EXERCISE GOAL = Write out the listing exactly as it is given.

INFORMATION PROVIDED =
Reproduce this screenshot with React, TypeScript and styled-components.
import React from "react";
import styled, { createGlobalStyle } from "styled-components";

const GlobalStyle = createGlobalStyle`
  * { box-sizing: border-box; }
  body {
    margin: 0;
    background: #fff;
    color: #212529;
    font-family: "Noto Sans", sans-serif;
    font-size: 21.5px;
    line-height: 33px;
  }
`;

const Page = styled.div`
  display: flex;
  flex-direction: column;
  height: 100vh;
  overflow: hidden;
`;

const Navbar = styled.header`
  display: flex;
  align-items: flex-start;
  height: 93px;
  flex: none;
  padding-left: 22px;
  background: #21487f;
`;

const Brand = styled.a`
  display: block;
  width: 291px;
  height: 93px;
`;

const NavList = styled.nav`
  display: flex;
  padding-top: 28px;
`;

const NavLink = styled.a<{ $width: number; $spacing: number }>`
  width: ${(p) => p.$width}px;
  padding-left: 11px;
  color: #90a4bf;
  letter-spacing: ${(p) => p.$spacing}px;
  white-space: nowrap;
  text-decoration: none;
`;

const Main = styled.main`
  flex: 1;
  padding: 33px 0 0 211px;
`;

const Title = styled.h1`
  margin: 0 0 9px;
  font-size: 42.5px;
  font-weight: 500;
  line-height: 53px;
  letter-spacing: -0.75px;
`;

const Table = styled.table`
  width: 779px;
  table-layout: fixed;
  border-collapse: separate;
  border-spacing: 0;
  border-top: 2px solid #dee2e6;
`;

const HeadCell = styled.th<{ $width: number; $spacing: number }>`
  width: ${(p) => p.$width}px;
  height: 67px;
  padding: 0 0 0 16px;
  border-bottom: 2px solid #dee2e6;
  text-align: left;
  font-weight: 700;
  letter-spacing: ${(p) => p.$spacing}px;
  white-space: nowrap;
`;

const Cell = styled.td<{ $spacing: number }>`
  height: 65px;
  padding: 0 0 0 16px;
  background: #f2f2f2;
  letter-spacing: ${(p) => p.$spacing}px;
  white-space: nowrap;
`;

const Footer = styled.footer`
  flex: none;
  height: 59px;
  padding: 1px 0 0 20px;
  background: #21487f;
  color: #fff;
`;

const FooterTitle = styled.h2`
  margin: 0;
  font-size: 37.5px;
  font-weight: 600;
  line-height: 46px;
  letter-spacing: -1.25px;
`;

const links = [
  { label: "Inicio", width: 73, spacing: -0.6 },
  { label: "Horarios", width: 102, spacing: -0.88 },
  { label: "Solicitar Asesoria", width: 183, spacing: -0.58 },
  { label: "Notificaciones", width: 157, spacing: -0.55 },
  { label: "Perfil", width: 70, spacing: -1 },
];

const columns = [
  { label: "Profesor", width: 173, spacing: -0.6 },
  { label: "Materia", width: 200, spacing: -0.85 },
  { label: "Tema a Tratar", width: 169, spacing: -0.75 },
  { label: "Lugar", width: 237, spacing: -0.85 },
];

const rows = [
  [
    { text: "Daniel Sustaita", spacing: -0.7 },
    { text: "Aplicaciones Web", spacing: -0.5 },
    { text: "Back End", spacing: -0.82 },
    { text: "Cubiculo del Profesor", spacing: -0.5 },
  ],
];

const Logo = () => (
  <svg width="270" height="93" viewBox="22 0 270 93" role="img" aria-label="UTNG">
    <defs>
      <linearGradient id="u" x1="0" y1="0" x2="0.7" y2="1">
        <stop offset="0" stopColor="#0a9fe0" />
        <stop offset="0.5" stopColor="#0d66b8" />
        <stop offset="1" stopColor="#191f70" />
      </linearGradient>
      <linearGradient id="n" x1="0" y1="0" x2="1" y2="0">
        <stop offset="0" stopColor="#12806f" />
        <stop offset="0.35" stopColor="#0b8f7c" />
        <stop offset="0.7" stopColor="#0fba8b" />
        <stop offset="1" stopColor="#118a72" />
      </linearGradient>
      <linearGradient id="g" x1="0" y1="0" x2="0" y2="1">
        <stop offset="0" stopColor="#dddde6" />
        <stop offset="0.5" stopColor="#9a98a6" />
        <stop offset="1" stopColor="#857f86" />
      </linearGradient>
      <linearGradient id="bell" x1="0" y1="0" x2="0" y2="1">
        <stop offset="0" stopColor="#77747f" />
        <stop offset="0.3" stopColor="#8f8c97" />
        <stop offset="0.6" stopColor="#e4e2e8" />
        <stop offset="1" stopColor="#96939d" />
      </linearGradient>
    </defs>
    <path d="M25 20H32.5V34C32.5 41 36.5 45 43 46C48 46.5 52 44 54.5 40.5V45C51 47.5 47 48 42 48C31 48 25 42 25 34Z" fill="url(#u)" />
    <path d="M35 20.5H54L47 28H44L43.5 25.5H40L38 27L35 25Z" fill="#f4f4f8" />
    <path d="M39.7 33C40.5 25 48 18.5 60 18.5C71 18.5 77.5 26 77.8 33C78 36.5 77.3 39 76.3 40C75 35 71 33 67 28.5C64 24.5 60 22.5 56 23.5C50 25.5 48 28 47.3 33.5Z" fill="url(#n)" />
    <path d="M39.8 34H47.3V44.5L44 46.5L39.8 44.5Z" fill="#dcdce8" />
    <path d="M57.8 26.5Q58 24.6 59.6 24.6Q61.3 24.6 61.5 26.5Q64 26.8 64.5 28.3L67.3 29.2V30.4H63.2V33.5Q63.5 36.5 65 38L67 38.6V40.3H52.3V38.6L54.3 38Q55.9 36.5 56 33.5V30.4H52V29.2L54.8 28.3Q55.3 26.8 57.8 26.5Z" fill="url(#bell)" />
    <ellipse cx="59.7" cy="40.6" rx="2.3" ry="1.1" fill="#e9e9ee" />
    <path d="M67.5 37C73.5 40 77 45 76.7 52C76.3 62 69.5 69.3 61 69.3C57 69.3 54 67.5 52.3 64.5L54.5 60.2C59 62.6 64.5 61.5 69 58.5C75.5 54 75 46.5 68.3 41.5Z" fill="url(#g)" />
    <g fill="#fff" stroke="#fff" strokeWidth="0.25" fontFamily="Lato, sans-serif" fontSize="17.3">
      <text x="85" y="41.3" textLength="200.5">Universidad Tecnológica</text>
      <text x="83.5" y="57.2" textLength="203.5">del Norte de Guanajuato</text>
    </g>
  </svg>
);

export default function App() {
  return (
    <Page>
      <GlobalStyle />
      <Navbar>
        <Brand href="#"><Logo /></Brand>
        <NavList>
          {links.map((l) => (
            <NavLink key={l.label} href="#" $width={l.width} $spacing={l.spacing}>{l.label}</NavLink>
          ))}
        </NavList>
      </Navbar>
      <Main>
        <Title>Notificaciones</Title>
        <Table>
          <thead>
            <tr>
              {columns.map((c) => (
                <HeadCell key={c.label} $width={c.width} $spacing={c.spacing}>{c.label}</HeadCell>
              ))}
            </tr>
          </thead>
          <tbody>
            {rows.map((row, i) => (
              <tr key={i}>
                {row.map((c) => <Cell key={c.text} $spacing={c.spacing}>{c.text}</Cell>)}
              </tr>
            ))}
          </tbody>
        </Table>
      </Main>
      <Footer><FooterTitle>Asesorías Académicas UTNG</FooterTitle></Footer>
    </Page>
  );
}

ANSWER FOR THIS EXERCISE =
Reproduce this screenshot with React, TypeScript and styled-components.
import React from "react";
import styled, { createGlobalStyle } from "styled-components";

const GlobalStyle = createGlobalStyle`
  * { box-sizing: border-box; }
  body {
    margin: 0;
    background: #fff;
    color: #212529;
    font-family: "Noto Sans", sans-serif;
    font-size: 21.5px;
    line-height: 33px;
  }
`;

const Page = styled.div`
  display: flex;
  flex-direction: column;
  height: 100vh;
  overflow: hidden;
`;

const Navbar = styled.header`
  display: flex;
  align-items: flex-start;
  height: 93px;
  flex: none;
  padding-left: 22px;
  background: #21487f;
`;

const Brand = styled.a`
  display: block;
  width: 291px;
  height: 93px;
`;

const NavList = styled.nav`
  display: flex;
  padding-top: 28px;
`;

const NavLink = styled.a<{ $width: number; $spacing: number }>`
  width: ${(p) => p.$width}px;
  padding-left: 11px;
  color: #90a4bf;
  letter-spacing: ${(p) => p.$spacing}px;
  white-space: nowrap;
  text-decoration: none;
`;

const Main = styled.main`
  flex: 1;
  padding: 33px 0 0 211px;
`;

const Title = styled.h1`
  margin: 0 0 9px;
  font-size: 42.5px;
  font-weight: 500;
  line-height: 53px;
  letter-spacing: -0.75px;
`;

const Table = styled.table`
  width: 779px;
  table-layout: fixed;
  border-collapse: separate;
  border-spacing: 0;
  border-top: 2px solid #dee2e6;
`;

const HeadCell = styled.th<{ $width: number; $spacing: number }>`
  width: ${(p) => p.$width}px;
  height: 67px;
  padding: 0 0 0 16px;
  border-bottom: 2px solid #dee2e6;
  text-align: left;
  font-weight: 700;
  letter-spacing: ${(p) => p.$spacing}px;
  white-space: nowrap;
`;

const Cell = styled.td<{ $spacing: number }>`
  height: 65px;
  padding: 0 0 0 16px;
  background: #f2f2f2;
  letter-spacing: ${(p) => p.$spacing}px;
  white-space: nowrap;
`;

const Footer = styled.footer`
  flex: none;
  height: 59px;
  padding: 1px 0 0 20px;
  background: #21487f;
  color: #fff;
`;

const FooterTitle = styled.h2`
  margin: 0;
  font-size: 37.5px;
  font-weight: 600;
  line-height: 46px;
  letter-spacing: -1.25px;
`;

const links = [
  { label: "Inicio", width: 73, spacing: -0.6 },
  { label: "Horarios", width: 102, spacing: -0.88 },
  { label: "Solicitar Asesoria", width: 183, spacing: -0.58 },
  { label: "Notificaciones", width: 157, spacing: -0.55 },
  { label: "Perfil", width: 70, spacing: -1 },
];

const columns = [
  { label: "Profesor", width: 173, spacing: -0.6 },
  { label: "Materia", width: 200, spacing: -0.85 },
  { label: "Tema a Tratar", width: 169, spacing: -0.75 },
  { label: "Lugar", width: 237, spacing: -0.85 },
];

const rows = [
  [
    { text: "Daniel Sustaita", spacing: -0.7 },
    { text: "Aplicaciones Web", spacing: -0.5 },
    { text: "Back End", spacing: -0.82 },
    { text: "Cubiculo del Profesor", spacing: -0.5 },
  ],
];

const Logo = () => (
  <svg width="270" height="93" viewBox="22 0 270 93" role="img" aria-label="UTNG">
    <defs>
      <linearGradient id="u" x1="0" y1="0" x2="0.7" y2="1">
        <stop offset="0" stopColor="#0a9fe0" />
        <stop offset="0.5" stopColor="#0d66b8" />
        <stop offset="1" stopColor="#191f70" />
      </linearGradient>
      <linearGradient id="n" x1="0" y1="0" x2="1" y2="0">
        <stop offset="0" stopColor="#12806f" />
        <stop offset="0.35" stopColor="#0b8f7c" />
        <stop offset="0.7" stopColor="#0fba8b" />
        <stop offset="1" stopColor="#118a72" />
      </linearGradient>
      <linearGradient id="g" x1="0" y1="0" x2="0" y2="1">
        <stop offset="0" stopColor="#dddde6" />
        <stop offset="0.5" stopColor="#9a98a6" />
        <stop offset="1" stopColor="#857f86" />
      </linearGradient>
      <linearGradient id="bell" x1="0" y1="0" x2="0" y2="1">
        <stop offset="0" stopColor="#77747f" />
        <stop offset="0.3" stopColor="#8f8c97" />
        <stop offset="0.6" stopColor="#e4e2e8" />
        <stop offset="1" stopColor="#96939d" />
      </linearGradient>
    </defs>
    <path d="M25 20H32.5V34C32.5 41 36.5 45 43 46C48 46.5 52 44 54.5 40.5V45C51 47.5 47 48 42 48C31 48 25 42 25 34Z" fill="url(#u)" />
    <path d="M35 20.5H54L47 28H44L43.5 25.5H40L38 27L35 25Z" fill="#f4f4f8" />
    <path d="M39.7 33C40.5 25 48 18.5 60 18.5C71 18.5 77.5 26 77.8 33C78 36.5 77.3 39 76.3 40C75 35 71 33 67 28.5C64 24.5 60 22.5 56 23.5C50 25.5 48 28 47.3 33.5Z" fill="url(#n)" />
    <path d="M39.8 34H47.3V44.5L44 46.5L39.8 44.5Z" fill="#dcdce8" />
    <path d="M57.8 26.5Q58 24.6 59.6 24.6Q61.3 24.6 61.5 26.5Q64 26.8 64.5 28.3L67.3 29.2V30.4H63.2V33.5Q63.5 36.5 65 38L67 38.6V40.3H52.3V38.6L54.3 38Q55.9 36.5 56 33.5V30.4H52V29.2L54.8 28.3Q55.3 26.8 57.8 26.5Z" fill="url(#bell)" />
    <ellipse cx="59.7" cy="40.6" rx="2.3" ry="1.1" fill="#e9e9ee" />
    <path d="M67.5 37C73.5 40 77 45 76.7 52C76.3 62 69.5 69.3 61 69.3C57 69.3 54 67.5 52.3 64.5L54.5 60.2C59 62.6 64.5 61.5 69 58.5C75.5 54 75 46.5 68.3 41.5Z" fill="url(#g)" />
    <g fill="#fff" stroke="#fff" strokeWidth="0.25" fontFamily="Lato, sans-serif" fontSize="17.3">
      <text x="85" y="41.3" textLength="200.5">Universidad Tecnológica</text>
      <text x="83.5" y="57.2" textLength="203.5">del Norte de Guanajuato</text>
    </g>
  </svg>
);

export default function App() {
  return (
    <Page>
      <GlobalStyle />
      <Navbar>
        <Brand href="#"><Logo /></Brand>
        <NavList>
          {links.map((l) => (
            <NavLink key={l.label} href="#" $width={l.width} $spacing={l.spacing}>{l.label}</NavLink>
          ))}
        </NavList>
      </Navbar>
      <Main>
        <Title>Notificaciones</Title>
        <Table>
          <thead>
            <tr>
              {columns.map((c) => (
                <HeadCell key={c.label} $width={c.width} $spacing={c.spacing}>{c.label}</HeadCell>
              ))}
            </tr>
          </thead>
          <tbody>
            {rows.map((row, i) => (
              <tr key={i}>
                {row.map((c) => <Cell key={c.text} $spacing={c.spacing}>{c.text}</Cell>)}
              </tr>
            ))}
          </tbody>
        </Table>
      </Main>
      <Footer><FooterTitle>Asesorías Académicas UTNG</FooterTitle></Footer>
    </Page>
  );
}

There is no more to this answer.